Der DIHK führt weiter aus, dass das Potenzial nicht etwa aufgrund von technischen Hemmnissen derzeit nicht als förderbar angesehen wird, sondern aufgrund der durch „Gasland“ und Medien erhitzten Gemüter. Trotz dessen:
Gern wird in der Diskussion ausgeblendet, dass Fracking in Deutschland bei konventionellen Lagerstätten hundertfach angewendet worden ist, ohne dass Probleme oder gar eine Gefährdung von Mensch und Umwelt entstanden wären.
Das ist keine Erfindung des DIHK, sondern wird sogar vom schleswig-holsteinischen Umweltministerium, geleitet durch den bekennenden „Fracking“-Gegner Robert Habeck (B’90/Grüne) bestätigt:
4. Gab es in der Vergangenheit Fracking-Maßnahmen in Schleswig-Holstein ?
Ja, es gab mehrere Bohrungen mit dem Einsatz der Fracking-Methode. Diese Bohrungen fanden zwischen 1955 und 1994 überwiegend im Kreis Plön statt. Es gibt keine Hinweise, dass die Maßnahmen in dem betroffenen Gebiet zu schädlichen Umweltauswirkungen geführt haben.
Im weiteren Verlauf der Stellungnahme geht der DIHK auf das vom UBA dank Fehlinterpretation der hauseigenen Auftragsstudie geforderte Verbot der Anwendung des Verfahrens in Schiefergas- sowie Kohleflözgaslagerstätten ein. Der Abschnitt wird erfreulicherweise mit einem Konter in Form eines Zitates des BGR-Präsidenten Kümpel abgeschlossen:
„Die Ängste sind größtenteils unbegründet.“
Zudem wären pauschale Aussagen zu angeblichen Risiken der Standardtechnologie nicht sachgerecht und pauschale Verbote gingen an der Sache vorbei. Insbesondere auf die unterstellte Grundwassergefährdung wird eingegangen und sich dabei auf die Ansicht des geologischen Statsdienstes BGR bezogen:
Kann das Risiko einer Verunreinigung von Grundwasser durch ein unkontrolliertes Ausbreiten des Frackwassers in tiefen Gesteinsschichten ausgeschlossen werden? Die BGR sagt: Ja, in vielen Regionen vor allem im Norden Deutschlands können wir das ausschließen.
Abschließend stellt der DIHK heraus, dass es ihm nicht ausschließlich um den Erhalt von 10.000 Arbeitsplätzen geht.

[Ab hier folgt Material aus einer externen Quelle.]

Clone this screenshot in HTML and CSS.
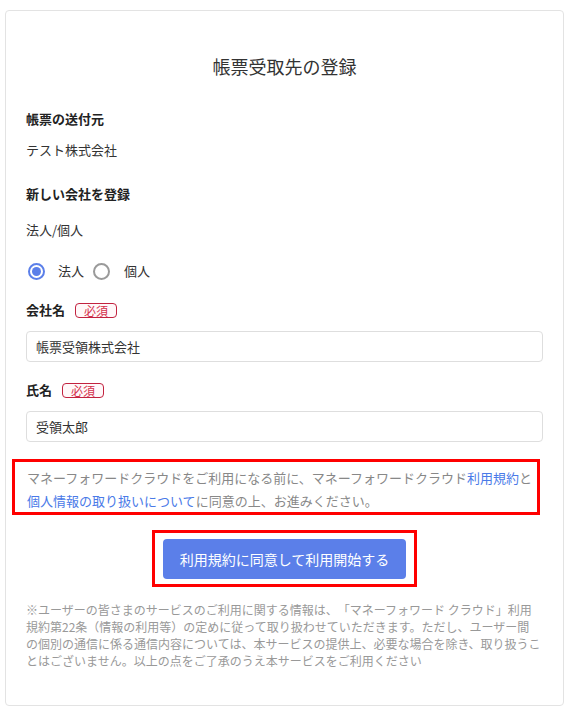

Es ist auch nicht so, dass der Export deutscher Bergbautechnologie im Fokus steht. Dem DIHK geht vor allem um eines:
Es geht vor allem um eine grundsätzliche Technologieoffenheit im Interesse der wirtschaftlichen Weiterentwicklung unseres Landes. Gleichzeitig darf kein Zweifel daran gelassen werden, dass wichtige Belange, wie die Reinheit des Trinkwassers, Beachtung finden müssen. Eine pauschale Ablehnung von Fracking erscheint aber fehl am Platz. Es bedarf vielmehr eines genauen Hinschauens mit viel Sachlichkeit.
Dem ist nichts hinzuzufügen, außer dass das Risiko der angeblichen Trinkwasserkontamination nach Ansicht des Verfassers zu sehr in den Mittelpunkt gerückt wird.
Schade, dass sich ansonsten kaum eine Institution, insbesondere die Politik, auf sachlicher Ebene mit dem Thema befasst.